The same is also true for compounds with one simplified element:

Bihkkajárgáddi: /pihː.kɑ.jɑrə.kɑːdː.ti/ We want: /pihː.kɑ.jɑr.kɑːdː.tii/

Counting syllables is therefore not good enough.

Positions within a stress group in North Sámi:

The centre (vowel and consonant centre) is richest in contrast, whereas the other positions are more restricted. For example, diphthongs can only occur in the vowel centre, and not in the other vowel positions. Certain consonant clusters can only occur in the consonant centre, such as preglottalized nasals (orthographically tn, dn, bm, pm, kŋ, gŋ, dnj, tnj). The segmental restrictions of the other positions could be used to identify the centre correctly in many cases, such as in vilbealli and máilbmi.

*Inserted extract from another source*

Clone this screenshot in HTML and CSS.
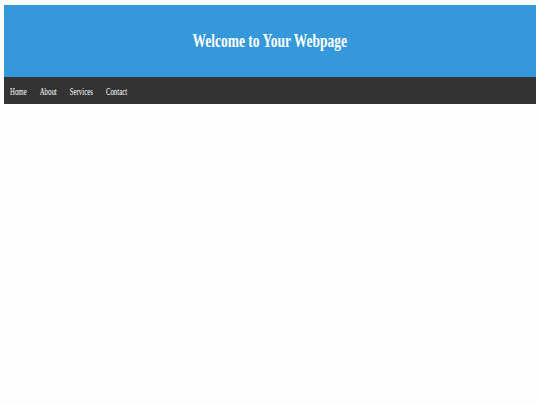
FILE: index.html
```html
<!DOCTYPE html>
<html>
<head>
<meta charset="utf-8">
<link rel="stylesheet" href="styles.css">
</head>
<body>
<header class="site-header">
  <h1 class="title">Welcome to Your Webpage</h1>
</header>
<nav class="site-nav">
  <div class="nav-links">
    <a href="#">Home</a>
    <a href="#">About</a>
    <a href="#">Services</a>
    <a href="#">Contact</a>
  </div>
</nav>
</body>
</html>
```
FILE: styles.css
```css
html, body { background: #fdfdfd; }
body {
  margin: 5px 4px;
  font-family: "Liberation Serif", serif;
}
.site-header {
  background: #3498db;
  height: 72px;
  display: flex;
  align-items: center;
  justify-content: center;
}
.title {
  margin: 0;
  color: #fff;
  font-size: 19px;
  font-weight: bold;
  transform: scaleX(0.71);
}
.site-nav {
  background: #333;
  height: 27px;
  display: flex;
  align-items: center;
  padding-left: 6px;
}
.nav-links {
  display: flex;
  gap: 21px;
  transform: scaleX(0.62);
  transform-origin: left center;
}
.nav-links a {
  color: #fff;
  text-decoration: none;
  font-size: 11px;
}
```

We could base this on stress, since stress always leads to a new stress group with a new centre.

One rule could be:

All diphthongs in a word create a new stressgroup, and therefore a new vowel and consonant centre. This would take care of the ‘vilbealli’-type words. Another rule could be: consonant centres of the type…. must be preceded by a stressed vowel (primary or secondary). This would take care of the ‘máilbmi’-type.

MONOSYLLABIC WORD AND PARTICLE

The problem with positions and diphthongs also extends to monosyllabic words. When they are written together with a particle, they look like disyllabic words. Our converter will interpret these as disyllabic, and give them a consonant centre. This is obviously bad, because what looks like a consonant centre is actually finis+initium. In adition to that, several rules might apply, such as allegro shortening. The sentence ‘In dovdda geange’ is now transcribed as: in toβtː.tɑː kĕæŋŋ.ke.

We want the converter to recognize the allegro-shortening environment after the negation, and to recognize the monosyllabic pronoun and particle -ge. We want in toβt.tɑ keæn ke.

Sometimes latuslengthening also applies, as in the sentence Miiba de: mijː.pɑː te. Compare with mii ba de: mij pɑ te.